After newly-appointed CEO Michael Woodford exposed a decade-long $1.7 billion accounting scandal at Japanese technology manufacturer Olympus back in 2011, the fallout followed a pattern typical of corporate improprieties: Woodford was dismissed before receiving a settlement, three Olympus executives were prosecuted, receiving suspended sentences; and after paying $7 million in fines the company itself moved on, with its share price temporarily bruised but recovering to pre-crisis levels by summer 2013. Business as usual.
Not anymore.
On Wednesday the UK’s Serious Fraud Office (“SFO”) announced that it had commenced criminal proceedings against Olympus and Gyrus Group Ltd, a UK subsidiary, for allegedly making misleading, false or deceptive statements to the companies’ auditor, a violation of section 501 of the Companies Act 2006 in relation to the accounting scandal.
The case is noteworthy in that the SFO is prosecuting the companies themselves, rather than individual executives. This marks a change from recent practice, and is in line with statements earlier this week from SFO director David Green suggesting that the agency would pursue more corporate prosecutions going forward, including “cases where a company should be marked with a conviction for failing to prevent fraud by its employees.”

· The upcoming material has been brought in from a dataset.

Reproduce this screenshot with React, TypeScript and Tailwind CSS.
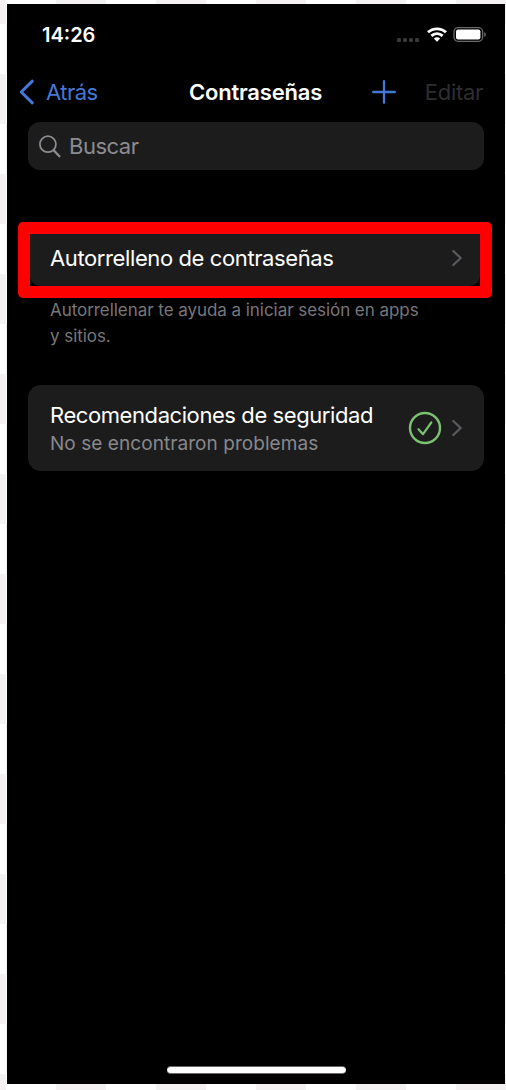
interface IconProps {
  className?: string;
}

function Chevron({ className = "" }: IconProps) {
  return (
    <svg width="10" height="18" viewBox="0 0 10 18" fill="none" className={className}>
      <path d="M1.3 2 L8.7 9 L1.3 16" stroke="#5b5b5f" strokeWidth="2.2" strokeLinecap="round" strokeLinejoin="round" />
    </svg>
  );
}

function StatusBar() {
  return (
    <div className="flex h-[61px] items-center justify-between pr-[18px] pl-[35px]">
      <span className="mt-[1px] text-[20px] leading-[24px] font-semibold">14:26</span>
      <div className="flex items-center">
        <div className="mt-[10px] flex gap-[2px]">
          <i className="size-[4px] rounded-[1.5px] bg-[#3b3b3d]" />
          <i className="size-[4px] rounded-[1.5px] bg-[#3b3b3d]" />
          <i className="size-[4px] rounded-[1.5px] bg-[#3b3b3d]" />
          <i className="size-[4px] rounded-[1.5px] bg-[#3b3b3d]" />
        </div>
        <svg width="20" height="15" viewBox="0 0 20 15" fill="none" stroke="#fff" strokeWidth="2.9" className="ml-[8px]">
          <path d="M1 5.3 C6 .7 14 .7 19 5.3" />
          <path d="M4.4 8.9 C7.5 5.9 12.5 5.9 15.6 8.9" />
          <path d="M10 14.8 L6.8 11.5 C8.6 9.9 11.4 9.9 13.2 11.5 Z" fill="#fff" stroke="none" />
        </svg>
        <svg width="34" height="15" viewBox="0 0 34 15" fill="none" className="ml-[6px]">
          <rect x="1" y=".7" width="28.6" height="13.6" rx="4" stroke="#69696b" strokeWidth="1.3" />
          <rect x="3" y="2.6" width="24.4" height="9.8" rx="2" fill="#fff" />
          <path d="M31.2 5 C33.4 5.8 33.4 9.2 31.2 10 Z" fill="#69696b" />
        </svg>
      </div>
    </div>
  );
}

function NavBar() {
  return (
    <div className="grid h-[54px] grid-cols-[182px_1fr_162px] items-center">
      <div className="flex items-center pl-[12px] text-[#4478d8]">
        <svg width="16" height="26" viewBox="0 0 16 26" fill="none" stroke="currentColor" strokeWidth="3" strokeLinecap="round" strokeLinejoin="round">
          <path d="M13.3 2.2 L2.2 13 L13.3 23.8" />
        </svg>
        <span className="ml-[11px] text-[22px] leading-[28px] tracking-[-0.5px]">Atrás</span>
      </div>
      <h1 className="text-[22px] leading-[28px] font-semibold tracking-[-0.2px] whitespace-nowrap">Contraseñas</h1>
      <div className="flex items-center justify-end pr-[22px]">
        <svg width="24" height="24" viewBox="0 0 24 24" stroke="#4478d8" strokeWidth="2.3" strokeLinecap="round">
          <path d="M12 1.2 V22.8 M1.2 12 H22.8" />
        </svg>
        <span className="ml-[29px] text-[22px] leading-[28px] tracking-[-0.3px] text-[#2e2e30]">Editar</span>
      </div>
    </div>
  );
}

function SearchField() {
  return (
    <div className="mr-[21px] ml-[21px] flex h-[48px] items-center rounded-[12px] bg-[#1c1c1d] pl-[11px] text-[#8b8b90]">
      <svg width="22" height="23" viewBox="0 0 22 23" fill="none" stroke="currentColor" strokeLinecap="round">
        <circle cx="8.9" cy="9.2" r="8" strokeWidth="1.8" />
        <path d="M14.8 15.4 L20.4 21.2" strokeWidth="2.3" />
      </svg>
      <span className="ml-[8px] text-[22px] leading-[28px] tracking-[-0.5px]">Buscar</span>
    </div>
  );
}

export default function App() {
  return (
    <div className="h-[1090px] w-[506px] overflow-hidden bg-[conic-gradient(#f3f1f2_25%,#fff_0_50%,#f3f1f2_0_75%,#fff_0)] bg-[length:100px_100px] bg-[position:6px_-26px] pt-[4px] pl-[7px] font-[Inter,'Liberation_Sans',sans-serif]">
      <div className="flex h-[1080px] w-[498px] flex-col bg-black text-white">
        <StatusBar />
        <NavBar />
        <div className="h-[3px]" />
        <SearchField />

        {/* highlighted row */}
        <div className="mt-[52px] ml-[11px] h-[76px] w-[474px] rounded-[5px] bg-[#ff0000] p-[12px]">
          <div className="h-full bg-black">
            <div className="flex h-[52px] items-center justify-between rounded-b-[10px] bg-[#1c1c1d] pr-[18px] pb-[5px] pl-[20px]">
              <span className="text-[22px] leading-[28px] tracking-[-0.39px] whitespace-nowrap">Autorrelleno de contraseñas</span>
              <Chevron />
            </div>
          </div>
        </div>
        <p className="-mt-[1px] pl-[43px] text-[17px] leading-[26px] tracking-[-0.05px] whitespace-nowrap text-[#77777b]">
          Autorrellenar te ayuda a iniciar sesión en apps
          <br />y sitios.
        </p>

        <div className="mt-[36px] mr-[21px] ml-[21px] flex h-[86px] items-center rounded-[13px] bg-[#1c1c1d] pr-[22px] pl-[22px]">
          <div className="flex-1 pt-[2px] whitespace-nowrap">
            <div className="text-[22px] leading-[28px] tracking-[-0.42px]">Recomendaciones de seguridad</div>
            <div className="pt-[1px] text-[19px] leading-[27px] tracking-[0.06px] text-[#88888c]">No se encontraron problemas</div>
          </div>
          <svg width="34" height="34" viewBox="0 0 34 34" fill="none" stroke="#7bc171" strokeLinecap="round" strokeLinejoin="round">
            <circle cx="17" cy="17" r="15" strokeWidth="2.4" />
            <path d="M10.5 18.2 L15 23.2 L23.3 11.5" strokeWidth="2.2" />
          </svg>
          <Chevron className="ml-[10px]" />
        </div>

        <div className="mt-auto mb-[10px] ml-[160px] h-[8px] w-[179px] rounded-full border-y border-[#6b6568] bg-white" />
      </div>
    </div>
  );
}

Given the circumstances, Olympus notes in a press release that “it is difficult to predict the outcome of this matter or estimate the level of fines that may be imposed.” For investors, who have only just recently recovered the value lost in the wake of the accounting scandal, when shares dropped 80% over the month of October 2011, the outlook is uncertain. What’s clear is that regardless of management turnover and improved controls, Olympus’s historical problems will remain in the news; and the Company itself, and ultimately its shareholders, will be held responsible. As such, the SFO prosecution serves as a reminder of the potential consequences when strong controls and independent oversight are absent from the boardroom.